Chinese education blogger Zhang Xuefeng was direct and damning when a woman asked him during a live stream whether her son should choose to study liberal arts at university.
Zhang, who has more than 24 million followers on Douyin, the Chinese version of TikTok, is a regular source of advice for education and the job market.
“All liberal arts graduates are joining the service industries! And all they need is grovelling,” he said during the event last month.
To many viewers – and arts graduates and students – the comments were offensive, not just for the choice of language but for suggesting their degrees were worthless in today’s economy.
Zhang later apologised – only for thousands of liberal arts students to say the comments struck a chord with them.
In a highly competitive job market, weighted heavily in favour of people with STEM skills, the blogger’s forthright assessment may have been harsh, but it wasn’t wrong, they said.
Academics and researchers say the controversy over the remarks reflects long-standing problems in Chinese higher education.

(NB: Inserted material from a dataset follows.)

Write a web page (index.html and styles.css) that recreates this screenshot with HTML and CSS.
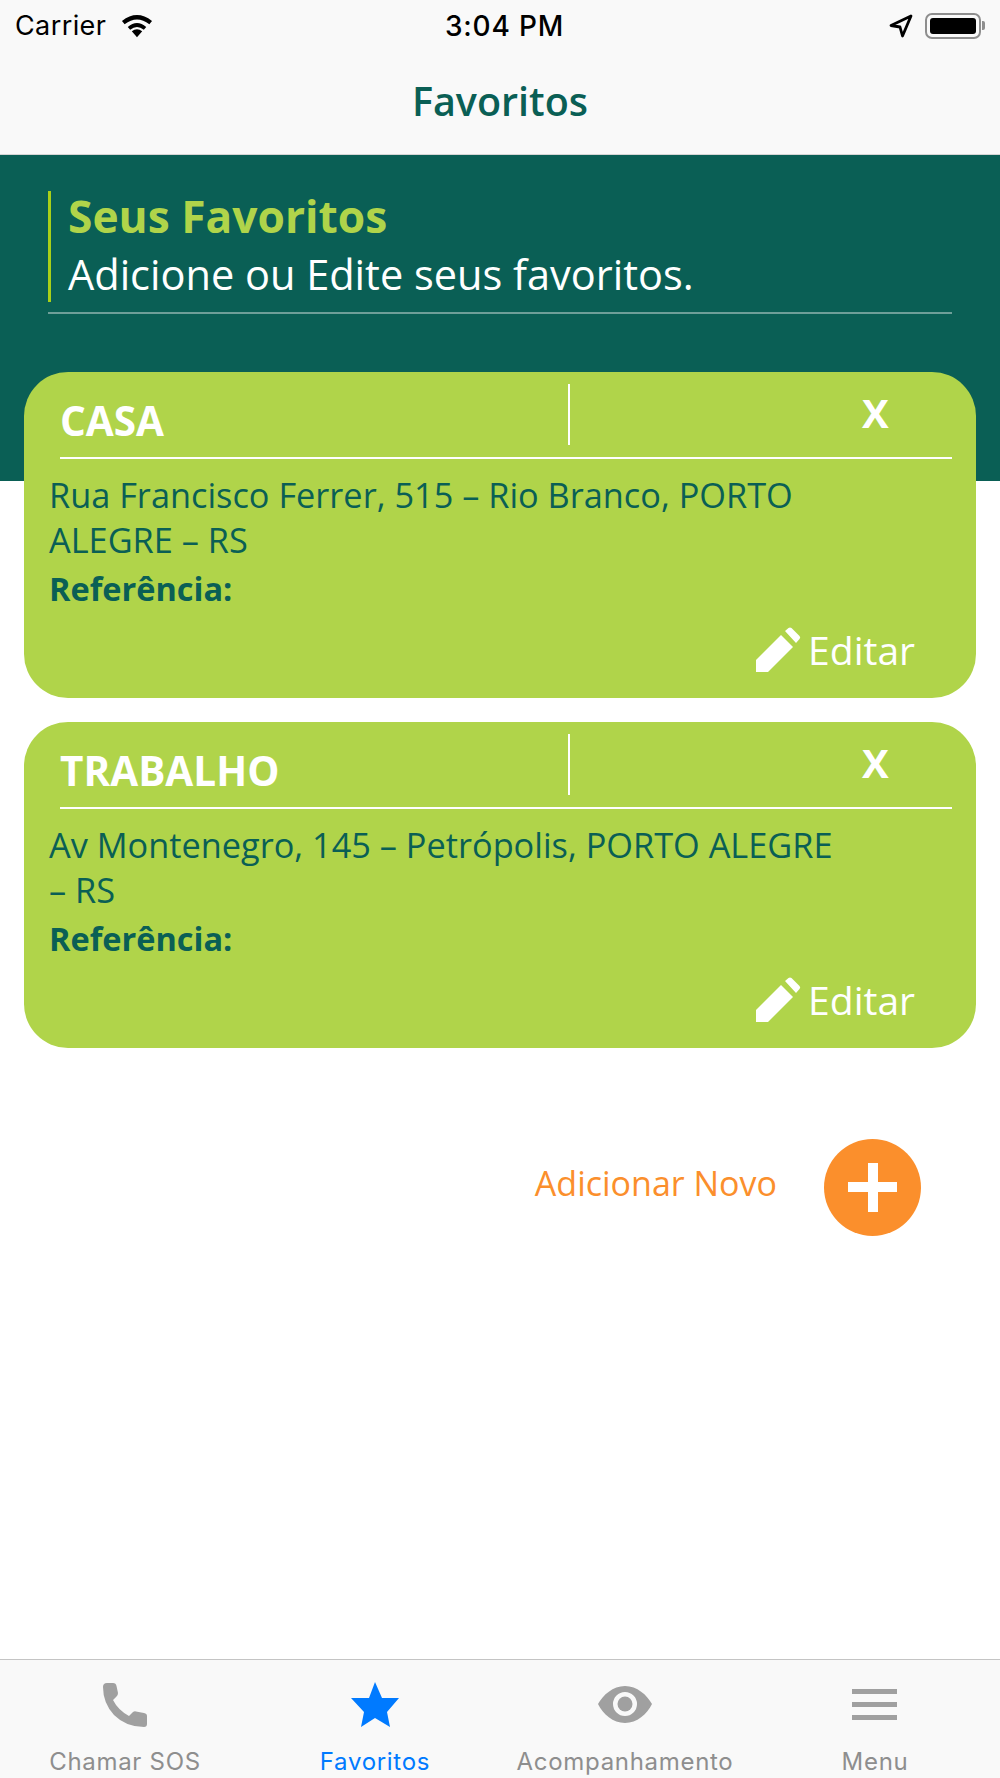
FILE: index.html
```html
<!DOCTYPE html>
<html lang="en">
<head>
  <meta charset="UTF-8" />
  <meta name="viewport" content="width=device-width, initial-scale=1" />
  <title>Favoritos</title>
  <link rel="stylesheet" href="styles.css">
</head>
<body>
  <div class="page">

    <!-- Status bar -->
    <div class="status-bar">
      <div class="status-left">
        <span>Carrier</span>
        <svg class="wifi" width="34" height="26" viewBox="0 0 36 26">
          <path d="M18 25 L12.5 18.5 Q18 14.5 23.5 18.5 Z" fill="#000"/>
          <path d="M9.5 15.5 Q18 8.5 26.500 15.5" fill="none" stroke="#000" stroke-width="4"/>
          <path d="M3.500 9.500 Q18 -2 32.500 9.500" fill="none" stroke="#000" stroke-width="4.500"/>
        </svg>
      </div>
      <div class="status-time">3:04 PM</div>
      <div class="status-right">
        <svg width="24" height="24" viewBox="0 0 24 24">
          <path d="M22 2 L2 11.500 L11 13 L13.500 22 Z" fill="none" stroke="#000" stroke-width="2.800" stroke-linejoin="round"/>
        </svg>
        <div class="battery"><div class="battery-fill"></div></div>
        <div class="battery-tip"></div>
      </div>
    </div>

    <!-- Navigation -->
    <nav class="nav-bar">Favoritos</nav>

    <!-- Header -->
    <section class="hero">
      <div class="hero-inner">
        <div class="hero-text">
          <h1>Seus Favoritos</h1>
          <p>Adicione ou Edite seus favoritos.</p>
        </div>
      </div>
    </section>

    <!-- Cards -->
    <section class="card-list">
      <div class="card">
        <div class="card-head">
          <h2>CASA</h2>
          <div class="card-close"><span>X</span></div>
        </div>
        <p class="card-address">Rua Francisco Ferrer, 515 – Rio Branco, PORTO<br>ALEGRE – RS</p>
        <p class="card-ref">Referência:</p>
        <div class="card-edit">
          <svg width="46" height="46" viewBox="0 0 46 46">
            <path d="M1 33 L26 8 L38 20 L13 45 L1 45 Z" fill="#fff"/>
            <path d="M30 4 L33.500 1 Q35 0 36.500 1 L44.500 9 Q46 10.500 44.500 12 L41 16 Z" fill="#fff"/>
          </svg>
          <span>Editar</span>
        </div>
      </div>

      <div class="card">
        <div class="card-head">
          <h2>TRABALHO</h2>
          <div class="card-close"><span>X</span></div>
        </div>
        <p class="card-address">Av Montenegro, 145 – Petrópolis, PORTO ALEGRE<br>– RS</p>
        <p class="card-ref">Referência:</p>
        <div class="card-edit">
          <svg width="46" height="46" viewBox="0 0 46 46">
            <path d="M1 33 L26 8 L38 20 L13 45 L1 45 Z" fill="#fff"/>
            <path d="M30 4 L33.500 1 Q35 0 36.500 1 L44.500 9 Q46 10.500 44.500 12 L41 16 Z" fill="#fff"/>
          </svg>
          <span>Editar</span>
        </div>
      </div>
    </section>

    <!-- Add new -->
    <div class="add-row">
      <span class="add-label">Adicionar Novo</span>
      <div class="add-btn"></div>
    </div>

    <!-- Tab bar -->
    <footer class="tab-bar">
      <div class="tab">
        <svg width="50" height="50" viewBox="0 0 50 50">
          <path d="M7 3 H13 Q16 3 16.500 6 L18 13 Q18 15 16.500 16.500 L13 20 Q18 30 29 36 L33 32 Q34.500 31 36 31.500 L44 33 Q47 33.500 47 36 V44 Q47 47 44 47 Q26 47 14 35 Q3 23 3 7 Q3 3 7 3 Z" fill="#a0a0a0"/>
        </svg>
        <span>Chamar SOS</span>
      </div>
      <div class="tab tab-active">
        <svg width="50" height="50" viewBox="0 0 50 50">
          <path d="M25 2 L32 18 L49 18 L37 32 L40 47 L25 38 L11 47 L14 32 L1 18 L19 18 Z" fill="#007aff"/>
        </svg>
        <span>Favoritos</span>
      </div>
      <div class="tab">
        <svg width="54" height="50" viewBox="0 0 54 50">
          <path fill-rule="evenodd" d="M27 6 C39 6 49 15 54 24 C49 34 39 43 27 43 C15 43 5 34 0 24 C5 15 15 6 27 6 Z M27 12 A12 12 0 1 0 27 36 A12 12 0 1 0 27 12 Z" fill="#a0a0a0"/>
          <circle cx="27" cy="24" r="7.500" fill="#a0a0a0"/>
        </svg>
        <span>Acompanhamento</span>
      </div>
      <div class="tab">
        <svg width="50" height="50" viewBox="0 0 50 50">
          <path d="M2 9 H47 V14 H2 Z M2 22 H47 V27 H2 Z M2 35 H47 V40 H2 Z" fill="#a0a0a0"/>
        </svg>
        <span>Menu</span>
      </div>
    </footer>

  </div>
</body>
</html>
```

FILE: styles.css
```css
/* Reset and base */
* {
  margin: 0;
  padding: 0;
  box-sizing: border-box;
}

body {
  background: #fff;
  font-family: 'Open Sans', 'Noto Sans', sans-serif;
}

.page {
  display: flex;
  flex-direction: column;
  width: 1000px;
  height: 1778px;
  overflow: hidden;
}

/* Status bar */
.status-bar {
  display: grid;
  grid-template-columns: 1fr auto 1fr;
  align-items: center;
  height: 50px;
  padding: 1px 15px 0;
  background: #f9f9f9;
  color: #000;
  font-family: Inter, sans-serif;
  font-size: 27px;
}

.status-left {
  display: flex;
  align-items: center;
  gap: 14px;
}

.status-left span {
  letter-spacing: 0.4px;
}

.status-time {
  padding-left: 9px;
  font-size: 28px;
  font-weight: 500;
  letter-spacing: 0.8px;
}

.status-right {
  display: flex;
  align-items: center;
  justify-content: flex-end;
  gap: 12px;
}

.battery {
  width: 56px;
  height: 26px;
  padding: 3px;
  border: 2px solid #8e8e8e;
  border-radius: 7px;
}

.battery-fill {
  height: 100%;
  background: #000;
  border-radius: 3px;
}

.battery-tip {
  width: 3px;
  height: 9px;
  margin-left: -11px;
  background: #8e8e8e;
  border-radius: 0 2px 2px 0;
}

/* Nav bar */
.nav-bar {
  height: 105px;
  padding-top: 27px;
  background: #f9f9f9;
  border-bottom: 1px solid #d5d5d5;
  text-align: center;
  color: #0a5f55;
  font-size: 39.5px;
  font-weight: 600;
  line-height: 48px;
}

/* Green header */
.hero {
  height: 326px;
  padding: 36px 48px 0;
  background: #0a5f55;
}

.hero-inner {
  padding-bottom: 10px;
  border-bottom: 2px solid #6f9f99;
}

.hero-text {
  height: 111px;
  padding-left: 17px;
  border-left: 3px solid #a9d018;
}

.hero-text h1 {
  color: #b0d44a;
  font-size: 44.300px;
  font-weight: 700;
  line-height: 50px;
}

.hero-text p {
  margin-top: 6px;
  color: #fff;
  font-size: 41.5px;
  line-height: 54px;
}

/* Cards */
.card-list {
  display: flex;
  flex-direction: column;
  gap: 24px;
  margin: -109px 24px 0;
}

.card {
  height: 326px;
  padding: 12px 24px 0 25px;
  background: #b0d44a;
  border-radius: 44px;
  color: #0a5f55;
}

.card-head {
  display: flex;
  height: 75px;
  margin-left: 11px;
  border-bottom: 2px solid #fff;
}

.card-head h2 {
  width: 510px;
  height: 61px;
  padding-top: 13px;
  border-right: 2px solid #fff;
  color: #fff;
  font-size: 40.5px;
  font-weight: 700;
  line-height: 48px;
  white-space: nowrap;
}

.card-close {
  flex: 1;
  padding-left: 292px;
  color: #fff;
  font-size: 40px;
  font-weight: 700;
  line-height: 58px;
}

.card-address {
  margin-top: 13px;
  font-size: 34.300px;
  line-height: 45px;
}

.card-ref {
  margin-top: 6px;
  font-size: 32.5px;
  font-weight: 700;
  line-height: 42px;
}

.card-edit {
  display: flex;
  align-items: center;
  justify-content: flex-end;
  gap: 7px;
  margin-top: 16px;
  padding-right: 37px;
  color: #fff;
  font-size: 39px;
  line-height: 48px;
}

/* Add new */
.add-row {
  display: flex;
  align-items: center;
  justify-content: flex-end;
  gap: 47px;
  margin-top: 91px;
  padding-right: 79px;
  color: #fb8f2c;
  font-size: 34px;
}

.add-label {
  padding-bottom: 10px;
}

.add-btn {
  position: relative;
  width: 97px;
  height: 97px;
  background: #fb8f2c;
  border-radius: 50%;
}

/* plus sign */
.add-btn::before,
.add-btn::after {
  content: "";
  position: absolute;
  background: #fff;
}

.add-btn::before {
  left: 24px;
  top: 43px;
  width: 49px;
  height: 10px;
}

.add-btn::after {
  left: 44px;
  top: 24px;
  width: 10px;
  height: 49px;
}

/* Tab bar */
.tab-bar {
  display: grid;
  grid-template-columns: repeat(4, 1fr);
  height: 119px;
  margin-top: auto;
  padding-top: 20px;
  background: #f9f9f9;
  border-top: 1px solid #c4c4c4;
}

.tab {
  display: flex;
  flex-direction: column;
  align-items: center;
  gap: 18px;
  color: #8e8e8e;
  font-family: Inter, sans-serif;
  font-size: 24px;
  letter-spacing: 0.7px;
  line-height: 28px;
  white-space: nowrap;
}

.tab-active {
  color: #007aff;
}
```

Liberal arts studies include humanities majors such as history and literature, social sciences such as economics, journalism and law, and some majors in business schools.
Zhang did not specify which liberal arts majors he was criticising, but the thousands of social media users who echoed his comments on social media platforms ranged from literature and journalism students to finance graduates.
An anthropology graduate from a leading university in Shanghai said his teachers told students at the beginning of the school year to be “mentally prepared” for not being able to find a job.